I was visiting my family in Colorado earlier this year and stopped by to say "Hi" to my sort of dad.  What is a sort of dad, you say? Well, he isn't technically my dad.  He never ended up marrying my mom after 12 years of dating, but he put in the time.  He was at each football game that I cheered at and every single choir concert.  He remembers all of my friend's names from elementary school to now and even emails with some of my them.  He has earned the title more than most.  The only reason I hesitate to call him my dad without the 'sort of' is because a lot of people know my dad was sick and passed away so it can be a little confusing.  Again, I digress.

I was visiting my sort of dad and walked into his house to discover mountains of papers. I'd estimate there were stacks of opened and unopened mail from the last few years.  He is a super busy guy and paperwork isn't his strong suit. Most people would have given him some grief or maybe slowly backed out of the house.  What did I do?  I spent two days of our family vacation setting up a filing system, opening and filing his mail.  It was awesome.  I truly loved it and wished we lived closer so I could do more.  That's when it hit me that maybe I should be doing more with something I clearly enjoy and is helpful to others.  Maybe I could become a Professional Organizer. (That is a real thing, I promise.)  I'm hoping that this blog is my first step towards one day opening my own business.

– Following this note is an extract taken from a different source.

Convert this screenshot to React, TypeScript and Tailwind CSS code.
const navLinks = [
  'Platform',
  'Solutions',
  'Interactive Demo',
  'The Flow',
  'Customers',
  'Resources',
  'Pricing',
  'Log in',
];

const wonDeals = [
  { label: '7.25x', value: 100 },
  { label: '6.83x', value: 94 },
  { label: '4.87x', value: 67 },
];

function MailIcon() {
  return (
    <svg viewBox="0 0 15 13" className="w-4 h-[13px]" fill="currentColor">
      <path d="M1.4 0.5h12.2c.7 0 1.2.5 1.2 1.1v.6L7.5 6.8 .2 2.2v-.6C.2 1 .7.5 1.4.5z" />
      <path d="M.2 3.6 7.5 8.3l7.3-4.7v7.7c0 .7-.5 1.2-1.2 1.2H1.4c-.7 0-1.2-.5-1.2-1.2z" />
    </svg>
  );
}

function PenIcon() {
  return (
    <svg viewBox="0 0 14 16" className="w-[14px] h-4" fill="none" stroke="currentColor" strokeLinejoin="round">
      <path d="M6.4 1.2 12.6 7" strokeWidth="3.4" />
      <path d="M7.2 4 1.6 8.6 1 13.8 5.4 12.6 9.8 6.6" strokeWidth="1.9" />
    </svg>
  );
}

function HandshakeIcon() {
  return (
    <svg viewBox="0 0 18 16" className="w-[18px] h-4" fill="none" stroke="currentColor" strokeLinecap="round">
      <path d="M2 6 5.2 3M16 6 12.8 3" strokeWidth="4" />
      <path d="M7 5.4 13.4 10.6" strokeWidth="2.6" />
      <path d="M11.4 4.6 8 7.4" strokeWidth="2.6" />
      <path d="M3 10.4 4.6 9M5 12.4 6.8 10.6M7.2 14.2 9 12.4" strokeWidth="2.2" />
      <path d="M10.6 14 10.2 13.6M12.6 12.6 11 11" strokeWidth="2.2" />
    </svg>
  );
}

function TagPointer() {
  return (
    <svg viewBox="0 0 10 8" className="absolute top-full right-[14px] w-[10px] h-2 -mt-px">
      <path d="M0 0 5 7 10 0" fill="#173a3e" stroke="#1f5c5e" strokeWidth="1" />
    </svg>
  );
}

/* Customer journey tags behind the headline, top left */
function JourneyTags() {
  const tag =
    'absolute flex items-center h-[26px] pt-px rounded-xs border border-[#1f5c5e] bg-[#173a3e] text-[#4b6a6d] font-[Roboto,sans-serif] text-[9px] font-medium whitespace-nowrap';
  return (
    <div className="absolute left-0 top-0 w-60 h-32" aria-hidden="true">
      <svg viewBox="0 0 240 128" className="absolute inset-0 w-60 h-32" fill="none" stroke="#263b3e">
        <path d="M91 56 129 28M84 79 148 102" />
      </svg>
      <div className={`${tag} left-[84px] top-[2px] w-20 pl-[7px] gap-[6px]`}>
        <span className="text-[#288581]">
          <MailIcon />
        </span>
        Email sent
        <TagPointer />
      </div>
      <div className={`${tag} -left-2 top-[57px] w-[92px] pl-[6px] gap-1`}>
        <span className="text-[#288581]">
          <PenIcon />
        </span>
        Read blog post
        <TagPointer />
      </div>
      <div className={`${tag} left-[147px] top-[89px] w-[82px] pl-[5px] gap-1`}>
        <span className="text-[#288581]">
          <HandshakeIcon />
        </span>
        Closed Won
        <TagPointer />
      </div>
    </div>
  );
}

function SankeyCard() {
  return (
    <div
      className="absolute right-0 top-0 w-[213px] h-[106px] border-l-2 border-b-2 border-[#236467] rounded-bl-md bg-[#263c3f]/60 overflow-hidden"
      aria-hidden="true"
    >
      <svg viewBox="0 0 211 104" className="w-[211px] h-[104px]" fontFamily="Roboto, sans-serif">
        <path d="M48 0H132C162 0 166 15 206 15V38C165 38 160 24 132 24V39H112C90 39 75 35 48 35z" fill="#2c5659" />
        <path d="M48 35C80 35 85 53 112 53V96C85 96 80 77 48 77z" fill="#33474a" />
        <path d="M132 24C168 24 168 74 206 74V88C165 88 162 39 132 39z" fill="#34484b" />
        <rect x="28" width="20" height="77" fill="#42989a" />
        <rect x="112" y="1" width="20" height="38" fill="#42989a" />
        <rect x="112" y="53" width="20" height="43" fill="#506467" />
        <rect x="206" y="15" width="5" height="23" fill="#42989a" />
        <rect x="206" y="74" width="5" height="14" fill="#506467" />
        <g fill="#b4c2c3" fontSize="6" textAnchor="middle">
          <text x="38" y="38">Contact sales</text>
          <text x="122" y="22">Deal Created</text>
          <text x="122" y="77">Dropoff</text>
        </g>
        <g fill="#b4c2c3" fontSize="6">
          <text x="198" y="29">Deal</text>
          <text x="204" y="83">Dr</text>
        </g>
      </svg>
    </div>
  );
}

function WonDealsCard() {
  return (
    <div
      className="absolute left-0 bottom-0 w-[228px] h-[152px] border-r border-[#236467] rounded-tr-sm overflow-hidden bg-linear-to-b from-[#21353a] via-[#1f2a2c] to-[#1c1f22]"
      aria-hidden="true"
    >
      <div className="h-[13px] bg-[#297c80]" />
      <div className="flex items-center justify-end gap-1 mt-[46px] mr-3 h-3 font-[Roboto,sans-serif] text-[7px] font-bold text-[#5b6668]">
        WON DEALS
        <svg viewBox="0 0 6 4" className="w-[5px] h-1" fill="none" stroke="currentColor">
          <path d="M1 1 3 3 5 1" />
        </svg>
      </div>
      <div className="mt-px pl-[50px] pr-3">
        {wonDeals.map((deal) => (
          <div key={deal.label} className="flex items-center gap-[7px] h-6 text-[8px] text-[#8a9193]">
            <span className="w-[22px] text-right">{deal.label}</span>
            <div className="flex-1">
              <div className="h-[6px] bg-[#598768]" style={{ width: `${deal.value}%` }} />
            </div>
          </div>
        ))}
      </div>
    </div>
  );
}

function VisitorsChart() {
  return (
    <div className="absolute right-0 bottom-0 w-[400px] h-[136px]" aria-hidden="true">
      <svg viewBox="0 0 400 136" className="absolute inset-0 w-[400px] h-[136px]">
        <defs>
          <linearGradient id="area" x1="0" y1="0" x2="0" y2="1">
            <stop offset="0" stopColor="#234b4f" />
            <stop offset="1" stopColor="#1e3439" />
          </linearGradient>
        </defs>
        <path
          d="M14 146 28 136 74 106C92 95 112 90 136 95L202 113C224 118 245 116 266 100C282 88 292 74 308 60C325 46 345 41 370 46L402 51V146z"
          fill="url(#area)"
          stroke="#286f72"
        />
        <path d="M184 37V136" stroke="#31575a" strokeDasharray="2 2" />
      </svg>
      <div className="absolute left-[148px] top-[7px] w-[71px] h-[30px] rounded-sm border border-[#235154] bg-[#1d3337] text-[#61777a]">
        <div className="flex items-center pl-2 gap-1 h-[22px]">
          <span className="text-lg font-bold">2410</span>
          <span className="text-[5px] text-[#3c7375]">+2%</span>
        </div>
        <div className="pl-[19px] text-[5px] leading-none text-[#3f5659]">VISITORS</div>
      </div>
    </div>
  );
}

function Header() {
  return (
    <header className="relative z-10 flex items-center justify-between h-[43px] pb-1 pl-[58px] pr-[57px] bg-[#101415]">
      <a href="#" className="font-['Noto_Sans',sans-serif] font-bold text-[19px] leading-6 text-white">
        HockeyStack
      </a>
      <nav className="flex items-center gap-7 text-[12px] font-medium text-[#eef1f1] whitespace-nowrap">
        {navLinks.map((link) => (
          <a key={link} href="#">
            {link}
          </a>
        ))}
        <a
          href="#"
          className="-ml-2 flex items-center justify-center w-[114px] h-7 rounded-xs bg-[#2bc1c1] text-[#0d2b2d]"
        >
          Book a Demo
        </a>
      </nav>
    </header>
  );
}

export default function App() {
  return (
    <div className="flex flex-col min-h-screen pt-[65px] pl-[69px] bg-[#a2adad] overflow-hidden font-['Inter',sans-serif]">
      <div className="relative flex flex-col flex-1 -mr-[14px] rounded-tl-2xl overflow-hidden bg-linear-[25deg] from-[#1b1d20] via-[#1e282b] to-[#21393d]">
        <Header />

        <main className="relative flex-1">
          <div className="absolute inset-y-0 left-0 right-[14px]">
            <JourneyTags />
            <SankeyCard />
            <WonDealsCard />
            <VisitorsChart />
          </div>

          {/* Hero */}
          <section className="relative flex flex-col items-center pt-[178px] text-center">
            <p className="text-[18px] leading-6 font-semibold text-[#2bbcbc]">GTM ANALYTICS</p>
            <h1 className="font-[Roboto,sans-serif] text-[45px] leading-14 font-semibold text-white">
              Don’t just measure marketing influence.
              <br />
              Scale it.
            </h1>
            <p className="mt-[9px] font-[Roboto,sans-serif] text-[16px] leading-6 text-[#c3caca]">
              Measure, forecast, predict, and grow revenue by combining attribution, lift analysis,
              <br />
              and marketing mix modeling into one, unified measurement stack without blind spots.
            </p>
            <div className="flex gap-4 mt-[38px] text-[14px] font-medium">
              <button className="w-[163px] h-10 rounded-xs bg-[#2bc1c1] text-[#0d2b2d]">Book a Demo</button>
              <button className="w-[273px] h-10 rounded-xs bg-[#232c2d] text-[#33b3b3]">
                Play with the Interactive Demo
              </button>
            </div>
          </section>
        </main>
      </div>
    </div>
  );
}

When you think about turning a passion into a career, jobs like chef, dancer, artist or even professional athlete come to mind.  All either extremely competitive or careers that are hard to be financially successful.  But maybe you need to think about your hobbies in a more abstract way.  For example, let's say you love shopping.  What about shopping do you love?  Do you love searching and haggling for the best deal?  Maybe you should have a career that involves buying or negotiating.  Do you love matching colors and patterns to come up with the perfect outfit?  Maybe you could design for a living.  Or maybe you just love to spend money!  Trust me, there are plenty of careers where you get to spend other people's money. The key is figuring out what specifically makes you enjoy your favorite activities so much. 

Of course it isn't possible for everyone to drop their 9-5 jobs so that they can become a librarian (the dream!) but as Stephen King said, "Yes, I've made a great deal of dough from my fiction, but I never set a single word down on paper with the thought of being paid for it… I have written because it fulfilled me… I did it for the buzz.  I did it for the pure joy of the thing.  And if you can do it for joy, you can do it forever."  Time to do some soul searching.  Maybe you won't be changing careers anytime soon but hopefully you can all find out what brings you pure joy.